◆ Exercise instructions: Review the listing and copy each line that holds the word "screenshot".

◆ Listed records:
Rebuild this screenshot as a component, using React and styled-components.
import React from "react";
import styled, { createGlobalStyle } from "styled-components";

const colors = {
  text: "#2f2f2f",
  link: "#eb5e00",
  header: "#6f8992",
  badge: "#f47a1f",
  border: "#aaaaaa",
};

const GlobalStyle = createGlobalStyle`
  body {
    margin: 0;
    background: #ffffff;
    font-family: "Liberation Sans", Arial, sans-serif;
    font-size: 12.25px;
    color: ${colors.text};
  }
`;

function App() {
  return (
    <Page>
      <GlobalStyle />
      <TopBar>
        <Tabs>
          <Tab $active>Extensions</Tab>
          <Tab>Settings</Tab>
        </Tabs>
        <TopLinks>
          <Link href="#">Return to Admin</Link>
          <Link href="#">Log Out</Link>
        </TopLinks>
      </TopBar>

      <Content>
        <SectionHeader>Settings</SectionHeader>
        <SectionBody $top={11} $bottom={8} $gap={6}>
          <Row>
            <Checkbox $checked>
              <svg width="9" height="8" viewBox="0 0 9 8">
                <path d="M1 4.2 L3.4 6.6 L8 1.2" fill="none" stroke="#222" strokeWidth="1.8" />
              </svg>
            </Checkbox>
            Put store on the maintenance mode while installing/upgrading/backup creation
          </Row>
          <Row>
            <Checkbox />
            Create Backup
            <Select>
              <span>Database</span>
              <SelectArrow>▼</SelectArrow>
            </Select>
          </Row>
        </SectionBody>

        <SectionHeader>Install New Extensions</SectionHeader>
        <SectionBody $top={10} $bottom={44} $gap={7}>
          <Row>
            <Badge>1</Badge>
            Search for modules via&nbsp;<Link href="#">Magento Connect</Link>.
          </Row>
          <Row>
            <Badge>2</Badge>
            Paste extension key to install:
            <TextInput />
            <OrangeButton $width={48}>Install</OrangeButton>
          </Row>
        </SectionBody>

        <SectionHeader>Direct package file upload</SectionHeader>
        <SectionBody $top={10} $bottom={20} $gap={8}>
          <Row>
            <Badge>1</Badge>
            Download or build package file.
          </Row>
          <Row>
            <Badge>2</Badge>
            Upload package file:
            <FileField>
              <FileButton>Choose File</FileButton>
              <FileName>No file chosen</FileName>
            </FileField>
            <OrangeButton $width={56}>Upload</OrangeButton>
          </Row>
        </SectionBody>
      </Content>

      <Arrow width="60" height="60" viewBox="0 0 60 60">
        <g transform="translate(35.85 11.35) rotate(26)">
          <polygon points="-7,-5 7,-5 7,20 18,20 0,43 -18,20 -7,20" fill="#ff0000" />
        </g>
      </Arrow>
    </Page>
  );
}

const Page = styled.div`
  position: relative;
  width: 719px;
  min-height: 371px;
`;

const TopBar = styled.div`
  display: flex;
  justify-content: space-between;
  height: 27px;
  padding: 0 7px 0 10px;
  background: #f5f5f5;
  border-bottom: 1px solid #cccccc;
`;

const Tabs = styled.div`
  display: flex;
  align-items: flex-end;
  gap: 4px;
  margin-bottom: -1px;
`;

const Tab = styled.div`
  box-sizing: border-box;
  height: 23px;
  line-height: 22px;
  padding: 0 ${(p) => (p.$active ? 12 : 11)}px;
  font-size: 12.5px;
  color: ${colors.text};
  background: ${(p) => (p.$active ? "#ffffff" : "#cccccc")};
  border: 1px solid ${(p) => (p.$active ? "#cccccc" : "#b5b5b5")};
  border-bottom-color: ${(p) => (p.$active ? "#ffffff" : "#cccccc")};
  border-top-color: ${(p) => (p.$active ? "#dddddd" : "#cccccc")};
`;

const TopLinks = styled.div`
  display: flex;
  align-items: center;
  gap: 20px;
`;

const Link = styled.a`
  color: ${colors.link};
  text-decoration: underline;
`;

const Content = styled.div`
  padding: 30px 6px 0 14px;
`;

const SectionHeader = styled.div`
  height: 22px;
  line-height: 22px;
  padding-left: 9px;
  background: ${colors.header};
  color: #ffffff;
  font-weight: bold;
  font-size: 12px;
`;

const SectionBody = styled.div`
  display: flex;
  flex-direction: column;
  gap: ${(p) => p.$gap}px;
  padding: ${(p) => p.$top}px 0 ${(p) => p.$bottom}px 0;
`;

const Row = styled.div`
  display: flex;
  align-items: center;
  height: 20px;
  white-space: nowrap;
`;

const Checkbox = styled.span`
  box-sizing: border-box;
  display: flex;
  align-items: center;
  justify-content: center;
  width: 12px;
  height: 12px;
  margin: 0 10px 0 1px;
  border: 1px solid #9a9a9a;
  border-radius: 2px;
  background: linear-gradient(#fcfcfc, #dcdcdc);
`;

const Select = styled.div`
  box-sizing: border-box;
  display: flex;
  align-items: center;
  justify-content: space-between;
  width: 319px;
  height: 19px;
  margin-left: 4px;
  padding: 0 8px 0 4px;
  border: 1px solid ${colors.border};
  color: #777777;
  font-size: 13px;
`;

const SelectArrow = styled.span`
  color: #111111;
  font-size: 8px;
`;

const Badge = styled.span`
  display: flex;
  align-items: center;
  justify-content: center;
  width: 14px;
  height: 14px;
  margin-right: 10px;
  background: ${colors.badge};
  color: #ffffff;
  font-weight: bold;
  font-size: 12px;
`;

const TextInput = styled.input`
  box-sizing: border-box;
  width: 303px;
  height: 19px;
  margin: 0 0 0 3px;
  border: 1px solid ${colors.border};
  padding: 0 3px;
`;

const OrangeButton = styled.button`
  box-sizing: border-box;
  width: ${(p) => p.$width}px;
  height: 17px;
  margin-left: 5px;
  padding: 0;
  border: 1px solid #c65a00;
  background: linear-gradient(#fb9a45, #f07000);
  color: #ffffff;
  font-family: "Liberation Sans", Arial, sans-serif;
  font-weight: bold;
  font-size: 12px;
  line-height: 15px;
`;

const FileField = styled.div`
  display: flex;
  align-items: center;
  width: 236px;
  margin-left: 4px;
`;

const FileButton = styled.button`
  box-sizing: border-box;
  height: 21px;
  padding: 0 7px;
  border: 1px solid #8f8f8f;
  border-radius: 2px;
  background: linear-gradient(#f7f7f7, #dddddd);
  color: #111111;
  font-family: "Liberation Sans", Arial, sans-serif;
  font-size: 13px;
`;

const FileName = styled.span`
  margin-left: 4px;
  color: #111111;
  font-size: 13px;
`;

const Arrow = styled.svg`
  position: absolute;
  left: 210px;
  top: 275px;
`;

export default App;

...

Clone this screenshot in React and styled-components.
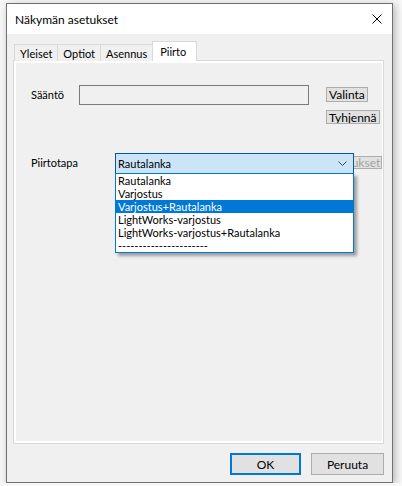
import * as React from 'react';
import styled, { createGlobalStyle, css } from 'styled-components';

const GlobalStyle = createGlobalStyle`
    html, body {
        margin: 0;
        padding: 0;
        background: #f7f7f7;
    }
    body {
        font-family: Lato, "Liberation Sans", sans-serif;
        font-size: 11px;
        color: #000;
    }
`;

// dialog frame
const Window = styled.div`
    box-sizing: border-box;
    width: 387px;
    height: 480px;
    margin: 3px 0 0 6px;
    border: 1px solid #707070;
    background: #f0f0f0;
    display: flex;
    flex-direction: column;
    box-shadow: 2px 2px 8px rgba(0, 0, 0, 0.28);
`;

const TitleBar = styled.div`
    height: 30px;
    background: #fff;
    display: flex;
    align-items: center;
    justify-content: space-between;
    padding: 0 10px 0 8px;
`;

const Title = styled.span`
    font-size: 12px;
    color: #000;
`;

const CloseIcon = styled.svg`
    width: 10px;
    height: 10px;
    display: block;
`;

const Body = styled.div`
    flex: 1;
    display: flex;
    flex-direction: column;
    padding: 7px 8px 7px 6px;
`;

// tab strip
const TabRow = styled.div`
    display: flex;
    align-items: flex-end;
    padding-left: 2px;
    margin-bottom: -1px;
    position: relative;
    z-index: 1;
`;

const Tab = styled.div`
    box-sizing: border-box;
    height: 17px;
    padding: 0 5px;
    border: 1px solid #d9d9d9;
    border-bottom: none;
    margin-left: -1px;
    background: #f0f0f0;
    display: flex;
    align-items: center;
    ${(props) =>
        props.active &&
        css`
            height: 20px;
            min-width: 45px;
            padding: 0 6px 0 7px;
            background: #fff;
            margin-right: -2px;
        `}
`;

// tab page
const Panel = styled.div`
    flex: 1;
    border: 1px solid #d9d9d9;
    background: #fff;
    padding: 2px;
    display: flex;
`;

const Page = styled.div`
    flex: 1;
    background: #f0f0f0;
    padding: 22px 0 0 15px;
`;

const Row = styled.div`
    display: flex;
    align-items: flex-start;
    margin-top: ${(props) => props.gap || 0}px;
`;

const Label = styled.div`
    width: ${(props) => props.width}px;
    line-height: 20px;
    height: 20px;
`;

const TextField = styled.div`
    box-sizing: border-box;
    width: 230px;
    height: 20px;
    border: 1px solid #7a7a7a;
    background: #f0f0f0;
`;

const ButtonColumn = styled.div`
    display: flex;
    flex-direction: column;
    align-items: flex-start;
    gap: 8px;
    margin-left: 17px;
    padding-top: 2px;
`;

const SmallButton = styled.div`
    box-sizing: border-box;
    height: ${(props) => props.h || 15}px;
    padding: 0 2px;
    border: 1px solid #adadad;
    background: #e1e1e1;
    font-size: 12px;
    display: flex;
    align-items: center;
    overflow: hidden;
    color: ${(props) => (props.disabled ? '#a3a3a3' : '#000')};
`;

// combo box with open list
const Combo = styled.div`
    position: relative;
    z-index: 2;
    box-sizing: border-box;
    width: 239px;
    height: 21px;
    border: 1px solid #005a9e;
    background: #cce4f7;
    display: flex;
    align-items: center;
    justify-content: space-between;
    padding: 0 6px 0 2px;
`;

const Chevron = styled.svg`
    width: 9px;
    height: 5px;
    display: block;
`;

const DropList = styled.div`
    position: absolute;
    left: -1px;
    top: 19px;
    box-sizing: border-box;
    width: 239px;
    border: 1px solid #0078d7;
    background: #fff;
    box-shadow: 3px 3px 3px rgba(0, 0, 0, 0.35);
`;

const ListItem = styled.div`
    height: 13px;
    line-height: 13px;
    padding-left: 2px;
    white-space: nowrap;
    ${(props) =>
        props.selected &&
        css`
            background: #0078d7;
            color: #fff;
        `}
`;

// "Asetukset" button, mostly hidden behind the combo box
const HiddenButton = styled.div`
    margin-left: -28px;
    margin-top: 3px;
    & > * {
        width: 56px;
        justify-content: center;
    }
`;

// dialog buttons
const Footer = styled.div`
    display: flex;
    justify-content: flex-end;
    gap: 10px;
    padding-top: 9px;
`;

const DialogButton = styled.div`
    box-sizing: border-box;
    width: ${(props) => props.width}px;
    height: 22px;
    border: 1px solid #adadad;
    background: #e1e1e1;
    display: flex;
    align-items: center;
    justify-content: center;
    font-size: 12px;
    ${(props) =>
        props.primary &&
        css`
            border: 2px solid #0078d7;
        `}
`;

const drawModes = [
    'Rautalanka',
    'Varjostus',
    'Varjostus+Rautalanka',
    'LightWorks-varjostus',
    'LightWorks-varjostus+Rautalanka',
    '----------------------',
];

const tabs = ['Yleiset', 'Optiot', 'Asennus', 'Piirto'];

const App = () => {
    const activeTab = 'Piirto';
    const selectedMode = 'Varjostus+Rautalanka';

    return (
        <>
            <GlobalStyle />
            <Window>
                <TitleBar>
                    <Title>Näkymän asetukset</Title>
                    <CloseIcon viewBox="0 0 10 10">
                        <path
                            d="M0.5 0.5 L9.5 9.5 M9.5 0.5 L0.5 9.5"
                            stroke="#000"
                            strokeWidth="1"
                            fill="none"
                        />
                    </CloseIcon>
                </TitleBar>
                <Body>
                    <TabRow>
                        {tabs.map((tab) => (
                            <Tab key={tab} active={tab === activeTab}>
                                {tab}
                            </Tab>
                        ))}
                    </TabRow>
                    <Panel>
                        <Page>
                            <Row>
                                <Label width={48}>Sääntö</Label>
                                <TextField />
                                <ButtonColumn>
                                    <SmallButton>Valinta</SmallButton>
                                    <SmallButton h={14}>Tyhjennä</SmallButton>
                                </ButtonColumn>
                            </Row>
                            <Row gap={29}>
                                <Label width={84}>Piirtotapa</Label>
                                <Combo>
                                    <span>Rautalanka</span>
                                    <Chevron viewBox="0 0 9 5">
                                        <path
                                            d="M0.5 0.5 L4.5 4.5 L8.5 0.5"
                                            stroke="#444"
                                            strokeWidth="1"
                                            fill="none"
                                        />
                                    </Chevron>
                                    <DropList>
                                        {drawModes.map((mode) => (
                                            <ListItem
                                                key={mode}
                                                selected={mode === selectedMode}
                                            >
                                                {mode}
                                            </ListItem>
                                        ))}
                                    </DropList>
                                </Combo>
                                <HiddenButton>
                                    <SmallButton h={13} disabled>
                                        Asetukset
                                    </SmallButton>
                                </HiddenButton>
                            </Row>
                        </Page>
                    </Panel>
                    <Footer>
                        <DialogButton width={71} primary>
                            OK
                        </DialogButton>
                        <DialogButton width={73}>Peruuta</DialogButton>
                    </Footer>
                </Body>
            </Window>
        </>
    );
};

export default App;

◆ Answer to this task:
Rebuild this screenshot as a component, using React and styled-components.
Clone this screenshot in React and styled-components.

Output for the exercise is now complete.